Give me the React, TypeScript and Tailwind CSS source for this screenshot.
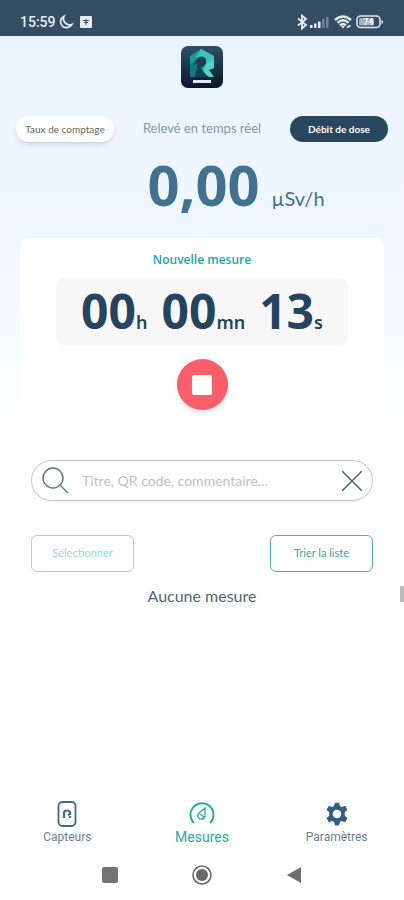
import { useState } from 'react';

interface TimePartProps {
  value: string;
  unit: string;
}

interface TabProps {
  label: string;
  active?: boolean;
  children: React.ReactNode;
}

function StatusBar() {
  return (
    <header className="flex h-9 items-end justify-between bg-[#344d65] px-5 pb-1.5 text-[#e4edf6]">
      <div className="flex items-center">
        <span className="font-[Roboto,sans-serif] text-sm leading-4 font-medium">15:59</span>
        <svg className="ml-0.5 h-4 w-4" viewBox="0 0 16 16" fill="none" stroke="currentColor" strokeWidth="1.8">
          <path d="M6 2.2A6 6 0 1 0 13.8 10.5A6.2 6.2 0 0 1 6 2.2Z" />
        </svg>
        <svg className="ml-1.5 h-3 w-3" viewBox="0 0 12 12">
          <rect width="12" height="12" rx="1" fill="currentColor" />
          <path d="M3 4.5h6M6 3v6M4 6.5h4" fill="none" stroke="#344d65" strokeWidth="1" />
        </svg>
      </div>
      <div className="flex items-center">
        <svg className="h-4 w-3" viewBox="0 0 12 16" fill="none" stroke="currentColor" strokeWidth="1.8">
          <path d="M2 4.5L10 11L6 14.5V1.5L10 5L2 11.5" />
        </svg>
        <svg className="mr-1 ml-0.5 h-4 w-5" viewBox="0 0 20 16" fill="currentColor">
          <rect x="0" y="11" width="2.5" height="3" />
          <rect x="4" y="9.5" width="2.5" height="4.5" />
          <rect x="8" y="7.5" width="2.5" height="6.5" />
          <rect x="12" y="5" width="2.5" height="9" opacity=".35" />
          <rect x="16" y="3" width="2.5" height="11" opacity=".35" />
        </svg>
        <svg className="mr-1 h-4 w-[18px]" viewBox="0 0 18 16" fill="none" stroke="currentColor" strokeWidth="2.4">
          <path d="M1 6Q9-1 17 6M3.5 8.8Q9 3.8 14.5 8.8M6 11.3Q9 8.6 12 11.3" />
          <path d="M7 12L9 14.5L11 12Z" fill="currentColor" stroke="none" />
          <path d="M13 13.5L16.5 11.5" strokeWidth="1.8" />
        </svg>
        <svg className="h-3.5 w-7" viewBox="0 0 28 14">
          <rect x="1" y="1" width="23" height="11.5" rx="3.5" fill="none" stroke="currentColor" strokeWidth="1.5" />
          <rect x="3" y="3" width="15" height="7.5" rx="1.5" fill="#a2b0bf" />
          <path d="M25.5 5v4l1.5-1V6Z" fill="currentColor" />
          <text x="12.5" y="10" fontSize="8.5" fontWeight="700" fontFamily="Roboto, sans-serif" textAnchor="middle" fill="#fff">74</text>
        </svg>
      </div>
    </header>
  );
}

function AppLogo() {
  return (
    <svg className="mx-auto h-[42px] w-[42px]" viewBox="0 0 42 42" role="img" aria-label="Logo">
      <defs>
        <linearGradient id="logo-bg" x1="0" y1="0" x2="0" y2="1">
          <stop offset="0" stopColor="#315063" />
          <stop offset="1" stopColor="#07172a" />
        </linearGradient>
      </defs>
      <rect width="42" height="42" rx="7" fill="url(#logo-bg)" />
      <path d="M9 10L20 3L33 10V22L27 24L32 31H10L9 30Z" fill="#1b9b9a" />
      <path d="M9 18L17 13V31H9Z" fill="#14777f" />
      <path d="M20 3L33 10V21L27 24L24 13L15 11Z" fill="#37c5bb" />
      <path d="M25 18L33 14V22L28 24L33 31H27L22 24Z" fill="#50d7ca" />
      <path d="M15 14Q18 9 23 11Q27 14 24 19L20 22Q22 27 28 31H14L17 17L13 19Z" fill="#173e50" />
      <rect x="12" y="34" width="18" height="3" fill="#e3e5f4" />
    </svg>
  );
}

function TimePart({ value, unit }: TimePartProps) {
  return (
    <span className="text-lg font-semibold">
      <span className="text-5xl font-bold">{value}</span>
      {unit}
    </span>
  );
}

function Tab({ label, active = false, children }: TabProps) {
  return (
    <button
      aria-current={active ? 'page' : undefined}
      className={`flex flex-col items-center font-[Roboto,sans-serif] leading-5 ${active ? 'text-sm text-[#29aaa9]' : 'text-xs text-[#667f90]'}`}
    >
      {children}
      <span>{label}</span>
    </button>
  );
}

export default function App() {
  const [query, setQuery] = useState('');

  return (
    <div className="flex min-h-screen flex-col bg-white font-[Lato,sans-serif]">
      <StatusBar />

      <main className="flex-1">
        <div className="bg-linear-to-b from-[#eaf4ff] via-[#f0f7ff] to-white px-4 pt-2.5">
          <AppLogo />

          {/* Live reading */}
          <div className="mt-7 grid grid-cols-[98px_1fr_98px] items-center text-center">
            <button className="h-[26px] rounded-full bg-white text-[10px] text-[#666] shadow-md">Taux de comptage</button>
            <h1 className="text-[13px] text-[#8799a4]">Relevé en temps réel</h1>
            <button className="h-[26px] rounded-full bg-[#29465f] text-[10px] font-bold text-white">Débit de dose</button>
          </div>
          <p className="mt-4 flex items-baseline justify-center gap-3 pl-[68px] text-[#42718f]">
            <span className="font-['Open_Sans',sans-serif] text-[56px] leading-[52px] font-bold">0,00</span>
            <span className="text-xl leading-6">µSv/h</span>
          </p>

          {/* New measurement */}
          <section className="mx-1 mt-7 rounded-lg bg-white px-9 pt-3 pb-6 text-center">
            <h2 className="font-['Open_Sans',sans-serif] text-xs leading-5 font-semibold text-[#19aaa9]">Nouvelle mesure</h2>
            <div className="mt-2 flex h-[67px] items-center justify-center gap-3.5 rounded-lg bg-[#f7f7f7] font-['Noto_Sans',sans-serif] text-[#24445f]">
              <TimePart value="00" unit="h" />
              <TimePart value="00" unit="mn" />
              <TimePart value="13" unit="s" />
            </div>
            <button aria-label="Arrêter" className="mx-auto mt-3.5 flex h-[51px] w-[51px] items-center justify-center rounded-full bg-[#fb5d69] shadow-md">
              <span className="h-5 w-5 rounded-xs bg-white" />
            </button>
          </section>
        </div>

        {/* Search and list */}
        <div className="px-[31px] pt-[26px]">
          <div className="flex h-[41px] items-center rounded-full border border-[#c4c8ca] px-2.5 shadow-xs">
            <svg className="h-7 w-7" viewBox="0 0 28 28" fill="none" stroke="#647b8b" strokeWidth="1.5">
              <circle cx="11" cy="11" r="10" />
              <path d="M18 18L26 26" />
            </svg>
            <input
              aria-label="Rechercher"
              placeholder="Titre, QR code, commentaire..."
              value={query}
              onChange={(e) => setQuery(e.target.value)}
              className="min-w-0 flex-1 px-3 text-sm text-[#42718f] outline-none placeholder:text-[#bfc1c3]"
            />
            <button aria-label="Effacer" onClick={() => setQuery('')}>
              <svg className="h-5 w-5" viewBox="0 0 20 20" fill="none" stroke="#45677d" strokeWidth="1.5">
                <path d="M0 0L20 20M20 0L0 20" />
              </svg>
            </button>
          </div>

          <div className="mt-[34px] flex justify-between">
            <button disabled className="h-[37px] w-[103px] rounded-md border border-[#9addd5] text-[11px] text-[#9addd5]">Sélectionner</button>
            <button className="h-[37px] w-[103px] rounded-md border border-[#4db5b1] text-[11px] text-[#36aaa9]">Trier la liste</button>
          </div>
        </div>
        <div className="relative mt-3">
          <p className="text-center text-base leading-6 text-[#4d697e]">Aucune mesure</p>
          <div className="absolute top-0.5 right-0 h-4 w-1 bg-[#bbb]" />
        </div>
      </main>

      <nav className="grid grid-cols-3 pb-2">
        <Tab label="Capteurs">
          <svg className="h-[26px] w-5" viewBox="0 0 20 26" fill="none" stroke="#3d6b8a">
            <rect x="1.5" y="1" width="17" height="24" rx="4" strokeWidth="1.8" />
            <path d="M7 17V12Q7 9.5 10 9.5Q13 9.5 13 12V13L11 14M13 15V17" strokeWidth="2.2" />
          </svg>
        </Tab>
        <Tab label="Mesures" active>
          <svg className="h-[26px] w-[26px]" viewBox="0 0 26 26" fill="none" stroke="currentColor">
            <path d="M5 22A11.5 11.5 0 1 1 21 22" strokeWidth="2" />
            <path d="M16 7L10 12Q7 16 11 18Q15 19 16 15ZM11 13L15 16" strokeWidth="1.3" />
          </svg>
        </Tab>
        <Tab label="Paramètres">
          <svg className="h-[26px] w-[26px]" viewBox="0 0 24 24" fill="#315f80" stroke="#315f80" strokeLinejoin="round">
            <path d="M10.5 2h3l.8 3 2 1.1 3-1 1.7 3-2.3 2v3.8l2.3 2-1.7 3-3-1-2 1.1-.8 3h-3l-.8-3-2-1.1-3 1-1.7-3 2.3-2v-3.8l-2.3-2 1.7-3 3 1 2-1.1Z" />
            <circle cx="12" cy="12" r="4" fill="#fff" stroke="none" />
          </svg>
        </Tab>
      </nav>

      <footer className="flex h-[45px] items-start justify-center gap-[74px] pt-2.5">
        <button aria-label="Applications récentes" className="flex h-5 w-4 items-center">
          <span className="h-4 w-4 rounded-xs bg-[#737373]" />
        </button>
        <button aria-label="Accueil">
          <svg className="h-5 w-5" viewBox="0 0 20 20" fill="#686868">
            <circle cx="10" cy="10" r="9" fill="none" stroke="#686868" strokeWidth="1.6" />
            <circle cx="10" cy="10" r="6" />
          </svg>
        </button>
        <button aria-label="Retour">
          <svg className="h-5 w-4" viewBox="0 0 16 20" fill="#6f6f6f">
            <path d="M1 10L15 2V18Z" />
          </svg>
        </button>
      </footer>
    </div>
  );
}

┄┄┄┄┄┄┄┄┄┄┄┄┄┄┄┄┄┄┄┄

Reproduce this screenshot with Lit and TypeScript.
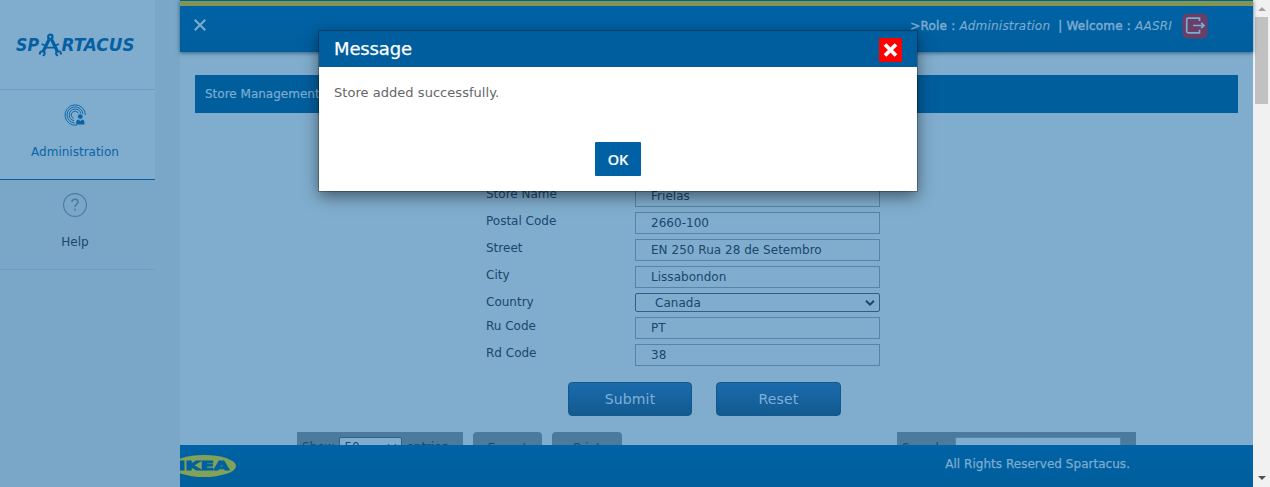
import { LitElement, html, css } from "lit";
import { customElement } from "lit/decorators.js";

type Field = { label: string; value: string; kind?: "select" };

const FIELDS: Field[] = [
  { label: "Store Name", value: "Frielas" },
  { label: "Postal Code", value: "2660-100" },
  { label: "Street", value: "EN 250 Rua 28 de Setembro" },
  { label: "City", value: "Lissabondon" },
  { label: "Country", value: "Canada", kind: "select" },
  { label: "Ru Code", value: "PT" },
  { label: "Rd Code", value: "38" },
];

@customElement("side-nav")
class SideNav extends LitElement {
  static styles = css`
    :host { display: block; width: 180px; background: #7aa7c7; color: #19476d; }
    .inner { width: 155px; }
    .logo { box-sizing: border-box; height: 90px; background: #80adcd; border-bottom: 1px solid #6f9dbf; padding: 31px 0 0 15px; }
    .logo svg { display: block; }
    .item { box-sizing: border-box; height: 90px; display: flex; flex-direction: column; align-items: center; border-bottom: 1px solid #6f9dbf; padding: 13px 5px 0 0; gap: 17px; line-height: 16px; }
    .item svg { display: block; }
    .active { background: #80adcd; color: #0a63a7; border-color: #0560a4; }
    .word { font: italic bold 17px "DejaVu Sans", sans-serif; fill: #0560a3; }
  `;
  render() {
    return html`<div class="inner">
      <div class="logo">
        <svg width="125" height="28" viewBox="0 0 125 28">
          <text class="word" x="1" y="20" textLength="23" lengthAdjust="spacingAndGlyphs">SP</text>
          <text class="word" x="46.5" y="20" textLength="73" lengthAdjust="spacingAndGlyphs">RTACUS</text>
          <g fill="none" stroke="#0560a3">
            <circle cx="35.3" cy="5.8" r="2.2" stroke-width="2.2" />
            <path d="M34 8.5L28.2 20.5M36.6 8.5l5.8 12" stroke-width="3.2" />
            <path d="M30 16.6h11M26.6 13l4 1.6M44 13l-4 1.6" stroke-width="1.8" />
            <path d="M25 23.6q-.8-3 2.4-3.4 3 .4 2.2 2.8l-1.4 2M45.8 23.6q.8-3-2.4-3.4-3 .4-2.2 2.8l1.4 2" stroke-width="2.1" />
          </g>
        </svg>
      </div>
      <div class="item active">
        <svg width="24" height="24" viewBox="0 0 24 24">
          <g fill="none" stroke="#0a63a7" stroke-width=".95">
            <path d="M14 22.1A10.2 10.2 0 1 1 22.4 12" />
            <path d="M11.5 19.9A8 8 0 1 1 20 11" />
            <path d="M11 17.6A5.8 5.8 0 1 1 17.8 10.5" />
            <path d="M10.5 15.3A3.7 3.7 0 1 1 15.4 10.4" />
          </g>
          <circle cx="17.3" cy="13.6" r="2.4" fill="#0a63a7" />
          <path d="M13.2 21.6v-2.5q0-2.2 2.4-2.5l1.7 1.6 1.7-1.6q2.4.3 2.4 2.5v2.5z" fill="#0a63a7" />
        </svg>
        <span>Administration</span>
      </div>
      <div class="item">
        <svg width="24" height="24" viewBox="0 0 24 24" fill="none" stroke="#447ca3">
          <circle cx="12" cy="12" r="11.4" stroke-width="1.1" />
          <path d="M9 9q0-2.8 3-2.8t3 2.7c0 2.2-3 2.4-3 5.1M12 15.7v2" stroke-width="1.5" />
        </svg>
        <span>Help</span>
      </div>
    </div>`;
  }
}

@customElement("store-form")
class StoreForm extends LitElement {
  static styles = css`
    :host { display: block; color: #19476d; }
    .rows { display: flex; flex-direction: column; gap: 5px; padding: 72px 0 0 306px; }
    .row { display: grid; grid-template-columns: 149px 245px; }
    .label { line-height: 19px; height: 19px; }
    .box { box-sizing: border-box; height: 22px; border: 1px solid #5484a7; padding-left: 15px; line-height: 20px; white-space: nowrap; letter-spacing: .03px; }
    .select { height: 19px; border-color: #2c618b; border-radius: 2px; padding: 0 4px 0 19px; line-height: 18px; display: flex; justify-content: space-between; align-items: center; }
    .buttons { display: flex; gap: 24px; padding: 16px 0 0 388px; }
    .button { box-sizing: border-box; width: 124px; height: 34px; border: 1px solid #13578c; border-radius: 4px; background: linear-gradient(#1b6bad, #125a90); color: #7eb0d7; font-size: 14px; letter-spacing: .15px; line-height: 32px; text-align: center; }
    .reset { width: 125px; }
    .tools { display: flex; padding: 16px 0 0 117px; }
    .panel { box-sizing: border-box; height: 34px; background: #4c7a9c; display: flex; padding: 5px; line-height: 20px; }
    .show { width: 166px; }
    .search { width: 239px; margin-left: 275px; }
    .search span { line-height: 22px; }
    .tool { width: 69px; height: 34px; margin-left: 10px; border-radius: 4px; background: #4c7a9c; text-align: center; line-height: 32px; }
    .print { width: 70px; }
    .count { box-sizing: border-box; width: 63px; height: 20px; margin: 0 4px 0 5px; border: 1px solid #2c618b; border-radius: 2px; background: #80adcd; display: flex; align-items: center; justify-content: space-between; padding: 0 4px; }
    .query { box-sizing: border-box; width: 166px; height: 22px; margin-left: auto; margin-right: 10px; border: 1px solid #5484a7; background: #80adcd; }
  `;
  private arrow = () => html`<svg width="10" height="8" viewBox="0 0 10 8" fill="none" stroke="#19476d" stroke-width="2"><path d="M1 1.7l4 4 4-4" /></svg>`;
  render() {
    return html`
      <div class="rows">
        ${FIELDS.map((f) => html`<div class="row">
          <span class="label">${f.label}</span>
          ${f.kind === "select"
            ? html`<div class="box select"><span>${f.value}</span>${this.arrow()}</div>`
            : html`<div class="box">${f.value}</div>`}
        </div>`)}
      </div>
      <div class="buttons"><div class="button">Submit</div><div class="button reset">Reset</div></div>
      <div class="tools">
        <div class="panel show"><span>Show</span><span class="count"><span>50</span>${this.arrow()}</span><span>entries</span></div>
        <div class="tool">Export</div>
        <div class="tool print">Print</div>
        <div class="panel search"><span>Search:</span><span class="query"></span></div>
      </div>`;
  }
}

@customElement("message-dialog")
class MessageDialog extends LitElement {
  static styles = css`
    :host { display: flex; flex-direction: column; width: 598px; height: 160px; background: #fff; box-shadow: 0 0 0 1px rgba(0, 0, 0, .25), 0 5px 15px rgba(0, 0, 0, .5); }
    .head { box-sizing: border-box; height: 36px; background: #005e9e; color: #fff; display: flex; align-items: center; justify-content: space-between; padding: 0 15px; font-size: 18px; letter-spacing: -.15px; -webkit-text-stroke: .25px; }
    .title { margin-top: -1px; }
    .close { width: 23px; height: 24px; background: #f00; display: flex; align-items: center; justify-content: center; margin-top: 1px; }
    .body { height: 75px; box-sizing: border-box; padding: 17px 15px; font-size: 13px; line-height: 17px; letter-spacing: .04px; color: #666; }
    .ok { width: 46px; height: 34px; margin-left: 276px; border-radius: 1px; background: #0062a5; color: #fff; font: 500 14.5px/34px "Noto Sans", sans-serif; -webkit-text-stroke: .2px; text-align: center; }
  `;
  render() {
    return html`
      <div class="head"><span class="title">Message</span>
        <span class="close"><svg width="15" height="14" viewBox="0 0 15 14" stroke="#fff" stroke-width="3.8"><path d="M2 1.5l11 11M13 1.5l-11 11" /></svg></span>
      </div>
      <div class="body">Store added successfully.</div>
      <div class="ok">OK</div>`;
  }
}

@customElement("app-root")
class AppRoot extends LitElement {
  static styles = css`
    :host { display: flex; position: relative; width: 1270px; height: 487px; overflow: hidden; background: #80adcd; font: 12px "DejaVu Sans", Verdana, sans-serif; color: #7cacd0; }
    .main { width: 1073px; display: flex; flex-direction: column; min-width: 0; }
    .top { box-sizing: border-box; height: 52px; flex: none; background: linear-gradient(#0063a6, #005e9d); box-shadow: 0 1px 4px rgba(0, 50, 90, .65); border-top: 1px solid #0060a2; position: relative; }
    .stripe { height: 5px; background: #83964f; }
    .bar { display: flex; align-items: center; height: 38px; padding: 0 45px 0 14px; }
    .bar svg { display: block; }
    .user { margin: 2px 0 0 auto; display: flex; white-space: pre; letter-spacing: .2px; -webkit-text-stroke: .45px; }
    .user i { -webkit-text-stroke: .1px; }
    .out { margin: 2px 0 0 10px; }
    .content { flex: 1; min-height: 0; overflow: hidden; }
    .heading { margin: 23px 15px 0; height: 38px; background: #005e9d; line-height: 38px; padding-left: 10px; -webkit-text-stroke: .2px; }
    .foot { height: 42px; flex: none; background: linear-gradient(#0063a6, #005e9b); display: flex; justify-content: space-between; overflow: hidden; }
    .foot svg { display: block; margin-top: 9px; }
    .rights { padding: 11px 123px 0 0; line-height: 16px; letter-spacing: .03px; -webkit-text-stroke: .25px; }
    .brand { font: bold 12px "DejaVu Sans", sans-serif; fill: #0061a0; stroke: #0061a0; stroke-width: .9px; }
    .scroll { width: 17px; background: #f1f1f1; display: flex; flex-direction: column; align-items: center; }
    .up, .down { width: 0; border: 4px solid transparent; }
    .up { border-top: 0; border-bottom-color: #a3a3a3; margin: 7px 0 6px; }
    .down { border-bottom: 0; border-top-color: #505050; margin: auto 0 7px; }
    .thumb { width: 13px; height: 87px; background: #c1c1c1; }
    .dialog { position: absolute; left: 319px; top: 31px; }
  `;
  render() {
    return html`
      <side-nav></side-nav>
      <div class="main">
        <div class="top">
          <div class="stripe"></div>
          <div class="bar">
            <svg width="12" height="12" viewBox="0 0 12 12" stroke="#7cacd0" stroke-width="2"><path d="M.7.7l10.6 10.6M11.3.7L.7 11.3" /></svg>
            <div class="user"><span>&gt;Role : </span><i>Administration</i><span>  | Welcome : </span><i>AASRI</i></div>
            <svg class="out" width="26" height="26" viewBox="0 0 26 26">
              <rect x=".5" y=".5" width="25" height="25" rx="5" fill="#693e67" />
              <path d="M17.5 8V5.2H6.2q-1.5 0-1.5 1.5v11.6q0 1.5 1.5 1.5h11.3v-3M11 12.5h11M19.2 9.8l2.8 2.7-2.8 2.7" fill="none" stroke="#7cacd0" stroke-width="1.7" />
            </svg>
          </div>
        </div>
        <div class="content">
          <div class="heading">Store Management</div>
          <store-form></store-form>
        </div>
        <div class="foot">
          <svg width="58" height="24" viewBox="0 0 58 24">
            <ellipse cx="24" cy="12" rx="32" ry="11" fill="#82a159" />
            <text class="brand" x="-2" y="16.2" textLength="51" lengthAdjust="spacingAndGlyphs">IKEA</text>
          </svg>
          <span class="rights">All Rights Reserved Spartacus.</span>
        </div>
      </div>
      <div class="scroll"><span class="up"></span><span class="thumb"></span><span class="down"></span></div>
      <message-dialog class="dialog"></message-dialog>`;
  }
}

┄┄┄┄┄┄┄┄┄┄┄┄┄┄┄┄┄┄┄┄

* [OBJECTIVE] Scan the material above. Return every line containing the string "screenshot".

* [RESPONSE TO THE EXERCISE]
Give me the React, TypeScript and Tailwind CSS source for this screenshot.
Reproduce this screenshot with Lit and TypeScript.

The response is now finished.